I wish words or even songs would be enough to clearly articulate what I’m talking about.  I could give a thousand more examples of the feeling, and get no closer to viscerally describing it.  It’s very specific and I’m sure someone could make a great semantic argument about my choice of defining home this way.  But it’s exactly what it is to me.

And in that context – I know this much for sure:

Home is always with me.

If it was merely a place to return to; then, based on my life, I wouldn’t know it at all.  Home is my birthright as much as music is my love.  Home is the books I’ve read that have added to who I am, the music I listen to and write, the close friends I choose, the lives I share and hope to uplift in ways that can never be repaid.  Home is mine the moment I can let my heart belong… anywhere… exactly as I am… in spite of what’s around me.

The golden memories and lessons of childhood are with me.  The best parts of past loves are with me.  The dreams I had at six and nine and fifteen and twenty-two are as much a part of me as the dreams I have now. All of those things become the pieces of what I call home.

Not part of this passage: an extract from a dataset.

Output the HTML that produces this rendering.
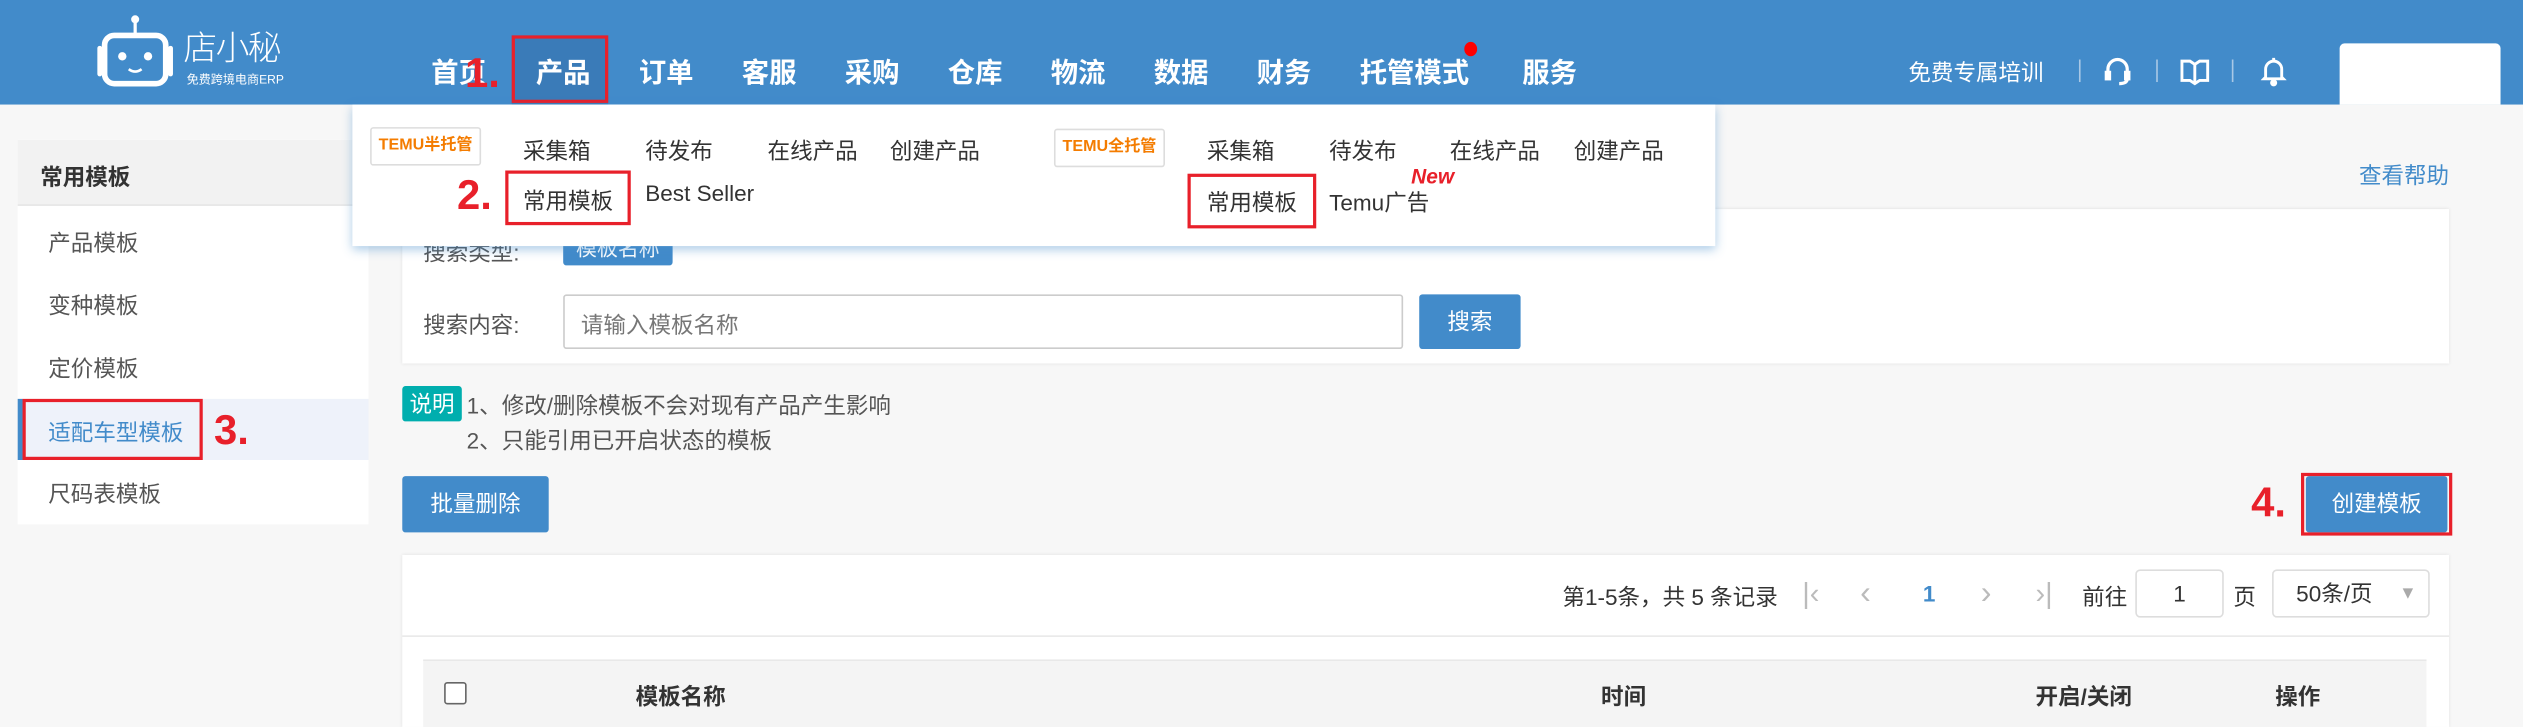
<!DOCTYPE html>
<html><head><meta charset="utf-8"><style>
*{margin:0;padding:0;box-sizing:border-box}
html,body{width:2523px;height:727px;overflow:hidden;background:#f7f7f7}
#w{position:absolute;left:0;top:0;width:1568px;height:452px;transform:scale(1.6091,1.6084);transform-origin:0 0;font-family:"Liberation Sans","Noto Sans CJK SC",sans-serif;font-size:14px;color:#555}
.a{position:absolute;white-space:nowrap}
.hd{left:0;top:0;width:1568px;height:65px;background:#428bca}
.nav{top:31px;font-size:17px;font-weight:bold;color:#fff}
.red{color:#e8202a;font-weight:bold;font-size:26px;font-family:"Liberation Sans",sans-serif}
.rb{border:2px solid #e8202a}
.btn{background:#428bca;color:#fff;text-align:center;border-radius:2px}
.side{color:#555;left:30px}
.dd{color:#333}
</style></head><body><div id="w">
<div class="a hd"></div>
<!-- logo -->
<svg class="a" style="left:56px;top:8px" width="56" height="50" viewBox="0 0 56 50">
<circle cx="28" cy="4" r="2.5" fill="#fff"/><rect x="27" y="5" width="2" height="9" fill="#fff"/>
<rect x="9" y="14" width="38" height="30" rx="6" fill="none" stroke="#fff" stroke-width="3.5"/>
<path d="M6 22v16M50 22v16" stroke="#fff" stroke-width="3" stroke-linecap="round"/>
<circle cx="20" cy="27" r="2.6" fill="#fff"/><circle cx="36" cy="27" r="2.6" fill="#fff"/>
<path d="M24 35q4 3 8 0" stroke="#fff" stroke-width="1.6" fill="none"/>
</svg>
<div class="a" style="left:114px;top:14px;font-size:21px;color:#fff;letter-spacing:-1px;font-weight:300">店小秘</div>
<div class="a" style="left:116px;top:44px;font-size:7.5px;color:#fff">免费跨境电商ERP</div>
<div class="a" style="left:318px;top:22px;width:60px;height:43px;background:#3a7bb8"></div>
<div class="a rb" style="left:318px;top:22px;width:60px;height:42px"></div>
<div class="a nav" style="left:268px">首页</div>
<div class="a red" style="left:289px;top:30px">1.</div>
<div class="a nav" style="left:333px">产品</div>
<div class="a nav" style="left:397px">订单</div>
<div class="a nav" style="left:461px">客服</div>
<div class="a nav" style="left:525px">采购</div>
<div class="a nav" style="left:589px">仓库</div>
<div class="a nav" style="left:653px">物流</div>
<div class="a nav" style="left:717px">数据</div>
<div class="a nav" style="left:781px">财务</div>
<div class="a nav" style="left:845px">托管模式</div>
<div class="a" style="left:910px;top:26px;width:8px;height:9px;border-radius:50%;background:#f00"></div>
<div class="a nav" style="left:946px">服务</div>
<div class="a" style="left:1186px;top:35px;color:#fff;font-size:14px">免费专属培训</div>
<div class="a" style="left:1292px;top:37px;width:1px;height:14px;background:#a9c8e6"></div>
<div class="a" style="left:1340px;top:37px;width:1px;height:14px;background:#a9c8e6"></div>
<div class="a" style="left:1387px;top:37px;width:1px;height:14px;background:#a9c8e6"></div>
<svg class="a" style="left:1302px;top:34px" width="28" height="22" viewBox="0 0 28 22" fill="none" stroke="#fff" stroke-width="2"><path d="M8 12V9a6 6 0 0 1 12 0v3"/><rect x="7" y="11" width="2" height="4" fill="#fff"/><rect x="19" y="11" width="2" height="4" fill="#fff"/><path d="M20 15q0 3-5 3"/></svg>
<svg class="a" style="left:1354px;top:36px" width="20" height="18" viewBox="0 0 20 18" fill="none" stroke="#fff" stroke-width="1.8"><path d="M2 2h5l3 2 3-2h5v12h-5l-3 2-3-2H2z"/><path d="M10 4v12"/></svg>
<svg class="a" style="left:1405px;top:34px" width="16" height="20" viewBox="0 0 16 20" fill="none" stroke="#fff" stroke-width="1.8"><path d="M3 14V9a5 5 0 0 1 10 0v5l1 1H2z"/><circle cx="8" cy="17.5" r="1.3" fill="#fff"/><path d="M8 2v2"/></svg>
<div class="a" style="left:1454px;top:27px;width:100px;height:38px;background:#fff;border-radius:3px 3px 0 0"></div>

<!-- help -->
<div class="a" style="left:1466px;top:99px;color:#428bca">查看帮助</div>

<!-- sidebar -->
<div class="a" style="left:11px;top:87px;width:218px;height:239px;background:#fff"></div>
<div class="a" style="left:11px;top:87px;width:218px;height:41px;background:#f2f2f2;border-bottom:1px solid #e6e6e6"></div>
<div class="a" style="left:25px;top:100px;font-weight:bold;color:#333">常用模板</div>
<div class="a side" style="top:141px">产品模板</div>
<div class="a side" style="top:180px">变种模板</div>
<div class="a side" style="top:219px">定价模板</div>
<div class="a" style="left:11px;top:248px;width:218px;height:38px;background:#eef2fa;border-left:3px solid #428bca"></div>
<div class="a side" style="top:259px;color:#428bca">适配车型模板</div>
<div class="a rb" style="left:14px;top:248px;width:112px;height:38px"></div>
<div class="a red" style="left:133px;top:252px">3.</div>
<div class="a side" style="top:297px">尺码表模板</div>

<!-- search panel -->
<div class="a" style="left:250px;top:130px;width:1272px;height:96px;background:#fff;box-shadow:0 0 2px #ddd"></div>
<div class="a" style="left:263px;top:147px">搜索类型:</div>
<div class="a btn" style="left:350px;top:145px;width:68px;height:20px;font-size:13px;line-height:20px">模板名称</div>
<div class="a" style="left:263px;top:192px">搜索内容:</div>
<div class="a" style="left:350px;top:183px;width:522px;height:34px;border:1px solid #ccc;background:#fff;border-radius:2px"></div>
<div class="a" style="left:361px;top:192px;color:#777">请输入模板名称</div>
<div class="a btn" style="left:882px;top:183px;width:63px;height:34px;line-height:34px">搜索</div>

<!-- dropdown -->
<div class="a" style="left:219px;top:65px;width:847px;height:88px;background:#fff;box-shadow:0 2px 6px rgba(66,139,202,.45)"></div>
<div class="a" style="left:230px;top:79px;width:69px;height:24px;border:1px solid #ddd;border-radius:2px;color:#f47c00;font-weight:bold;font-size:10px;line-height:22px;text-align:center">TEMU半托管</div>
<div class="a dd" style="left:325px;top:84px">采集箱</div>
<div class="a dd" style="left:401px;top:84px">待发布</div>
<div class="a dd" style="left:477px;top:84px">在线产品</div>
<div class="a dd" style="left:553px;top:84px">创建产品</div>
<div class="a dd" style="left:325px;top:115px">常用模板</div>
<div class="a dd" style="left:401px;top:112px">Best Seller</div>
<div class="a rb" style="left:314px;top:106px;width:78px;height:34px"></div>
<div class="a red" style="left:284px;top:106px">2.</div>
<div class="a" style="left:655px;top:80px;width:69px;height:24px;border:1px solid #ddd;border-radius:2px;color:#f47c00;font-weight:bold;font-size:10px;line-height:22px;text-align:center">TEMU全托管</div>
<div class="a dd" style="left:750px;top:84px">采集箱</div>
<div class="a dd" style="left:826px;top:84px">待发布</div>
<div class="a dd" style="left:901px;top:84px">在线产品</div>
<div class="a dd" style="left:978px;top:84px">创建产品</div>
<div class="a dd" style="left:750px;top:116px">常用模板</div>
<div class="a dd" style="left:826px;top:116px">Temu广告</div>
<div class="a" style="left:877px;top:102px;color:#e8202a;font-weight:bold;font-style:italic;font-size:13px">New</div>
<div class="a rb" style="left:738px;top:108px;width:80px;height:34px"></div>

<!-- notes -->
<div class="a" style="left:250px;top:240px;width:37px;height:22px;background:#00aeae;color:#fff;text-align:center;line-height:22px;border-radius:2px">说明</div>
<div class="a" style="left:290px;top:242px">1、修改/删除模板不会对现有产品产生影响</div>
<div class="a" style="left:290px;top:264px">2、只能引用已开启状态的模板</div>
<div class="a btn" style="left:250px;top:296px;width:91px;height:35px;line-height:35px">批量删除</div>
<div class="a btn" style="left:1433px;top:296px;width:88px;height:35px;line-height:35px">创建模板</div>
<div class="a rb" style="left:1430px;top:294px;width:94px;height:39px"></div>
<div class="a red" style="left:1399px;top:297px">4.</div>

<!-- table -->
<div class="a" style="left:250px;top:345px;width:1272px;height:107px;background:#fff;box-shadow:0 0 2px #ddd"></div>
<div class="a" style="left:971px;top:361px;color:#333">第1-5条，共 5 条记录</div>
<div class="a" style="left:1120px;top:359px;color:#bbb;font-size:18px">|&lsaquo;</div>
<div class="a" style="left:1156px;top:358px;color:#bbb;font-size:20px">&lsaquo;</div>
<div class="a" style="left:1195px;top:361px;color:#428bca;font-weight:bold">1</div>
<div class="a" style="left:1231px;top:358px;color:#bbb;font-size:20px">&rsaquo;</div>
<div class="a" style="left:1265px;top:359px;color:#bbb;font-size:18px">&rsaquo;|</div>
<div class="a" style="left:1294px;top:361px;color:#333">前往</div>
<div class="a" style="left:1327px;top:354px;width:55px;height:30px;border:1px solid #ddd;border-radius:3px;text-align:center;line-height:28px;color:#333">1</div>
<div class="a" style="left:1388px;top:361px;color:#333">页</div>
<div class="a" style="left:1412px;top:354px;width:98px;height:30px;border:1px solid #ddd;border-radius:3px;line-height:28px;padding-left:14px;color:#333">50条/页<span style="position:absolute;left:78px;top:0;color:#aaa;font-size:11px">▼</span></div>
<div class="a" style="left:250px;top:395px;width:1272px;height:1px;background:#e8e8e8"></div>
<div class="a" style="left:263px;top:410px;width:1245px;height:42px;background:#f4f4f4;border-top:1px solid #e8e8e8"></div>
<div class="a" style="left:276px;top:424px;width:14px;height:14px;border:1px solid #666;background:#fff;border-radius:2px"></div>
<div class="a" style="left:395px;top:423px;font-weight:bold;color:#333">模板名称</div>
<div class="a" style="left:995px;top:423px;font-weight:bold;color:#333">时间</div>
<div class="a" style="left:1265px;top:423px;font-weight:bold;color:#333">开启/关闭</div>
<div class="a" style="left:1414px;top:423px;font-weight:bold;color:#333">操作</div>
</div></body></html>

The seat in front of the fire with my favorite book, the golden windows and the falling snow, the smell of cider on the stove, the sounds of laughter from the other room, the smiles of family and friends, the nervousness of inexperienced love, the first time I heard my favorite song, the last moments of an old year and the first of the new, the long summer mornings with friends, the first time someone told me I could choose what my life would be and the first time I actually believed it, my dirty hands from shooting baskets long into the night, the first kiss that meant something, the feeling of a violin on my shoulder… the list could fill pages.

Whatever is on that list… and to whomever the list belongs, this much is certain: we never lose that stuff.  We carry it with us. And so often we bring it in to some place… and then we live with it until we’ve forgotten… that it’s not the place, but the heart, that is home.